Если я буду вспоминать, что достойного сделала за свою жизнь, то, наверное, обязательно назову создание в Третьяковской галерее зала, посвященного панно Шагала для Еврейского театра. В это невозможно поверить, но до 2016 года, когда мы открыли этот зал, панно Шагала, объездив 45 городов мира, ни разу не показывались в Москве. Я очень хорошо помню свой разговор с Мерет Майер, внучкой Шагала, в Монако после открытия в Форуме Гримальди блестящей выставки русского авангарда. Мы завтракали с ней в гостинице, и она мне сказала: «Зельфира, я Вас прошу обещать мне одну вещь». Я сказала: «Хорошо. Какую?» «Сделайте, пожалуйста, так, чтобы панно Шагала оказались в постоянной экспозиции Третьяковской галереи на Крымском Валу и больше никогда ее не покидали!» И нам удалось это сделать, а панно с тех пор покинули Крымский Вал только однажды, когда мы делали ремонт кровли над экспозиционными залами.
Я впервые увидела эти панно в 1990 году в процессе реставрации. Они тогда готовились для показа в музее города Мартиньи в Швейцарии, и в Ширн Кунстхалле (Schirn Kunsthalle) во Франкфурте в Германии. С момента демонтажа этих панно в конце 1930-х годов, если мне не изменяет память, они хранились в свернутом состоянии, и чудом сохранились.
Волею судеб панно оказались в Третьяковской галерее и многие годы находились в фондах – видимо, не было того побудительного мотива, которым стала выставка и финансирование фундаментальной реставрации панно ее организаторами из Швейцарии и Германии. До этого панно разворачивали, насколько мне известно, только один раз в 1973 году, когда Марк Шагал приезжал в Москву. Свернутые в рулоны, они хранились в запасниках Третьяковской галереи нереставрированными – их раскатали перед художником, и он подписал их: «Марк Шагал, 1920 год». Шагал сам не знал, что эти панно дожили до наших дней. Сохранились удивительные фотографии, на которых хорошо видны лица тогдашнего главного хранителя галереи Лидии Ивановны Ромашковой, реставраторов и хранителей.
В процессе подготовки выставки Шагала в Швейцарии и Германии в 1990–1991 годах, – а ее широко разрекламированная уникальность состояла, прежде всего, в первом в истории показе семи отреставрированных панно – у меня была возможность заниматься не только организационными вопросами, но и вместе с легендарным трио реставраторов Третьяковской галереи: Алексеем Ковалёвым, Леонидом Астафьевым и Галиной Юшкевич на специальной тележке, сконструированной для реставрации этих огромных полотен, перемещаться над растянутым на полу центральном панно цикла – «Введением в еврейский театр».

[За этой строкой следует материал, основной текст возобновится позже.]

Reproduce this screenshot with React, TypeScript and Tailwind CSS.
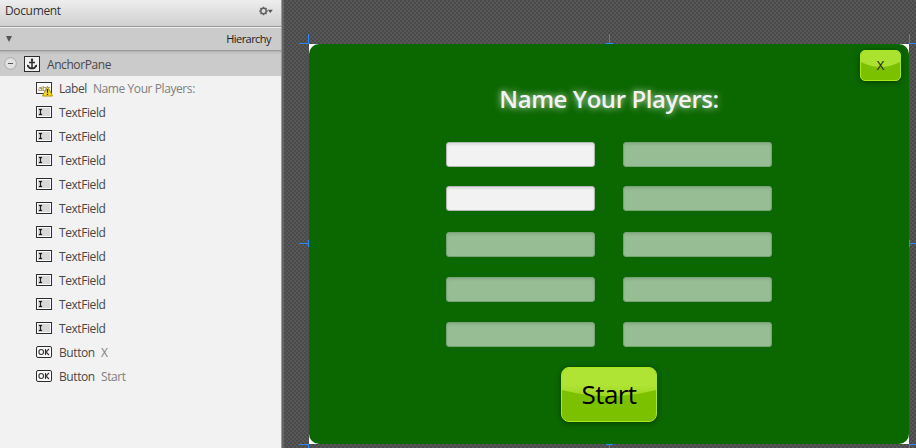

А как еще можно было добраться до середины этого масштабнейшего полотна – 287×797 см?! – только с помощью специального устройства, на котором работали реставраторы. Это была действительно абсолютно уникальная работа. На тот момент это было Третьяковское ноу-хау, никто тогда не делал масштабных реставрационных работ таких хрупких произведений, написанных на тончайшем холсте. Именно тогда я, на самом деле, поняла, сколь велик масштаб личности и масштаб дарования Шагала.
Всего Шагал написал семь панно. Это «Введение в еврейский театр» – то самое над которым я перемещалась на реставрационной тележке. «Свадебный стол» – тоже большое семиметровое панно, но узкое. Четыре вертикальных панно: «Танец», «Музыка», «Театр» и «Литература». И фантастическая работа, два с половиной на два с половиной метра – «Любовь на сцене». Эти панно представлены сегодня в зале № 9 Третьяковской галереи на Крымском валу. Они были созданы Шагалом для зрительного зала Государственного еврейского театра, который возглавлял Алексей Грановский[18]. Способствовал созданию этих панно великий художественный критик Абрам Эфрос[19], который считал Шагала одним из величайших, если не самым выдающимся, среди художников.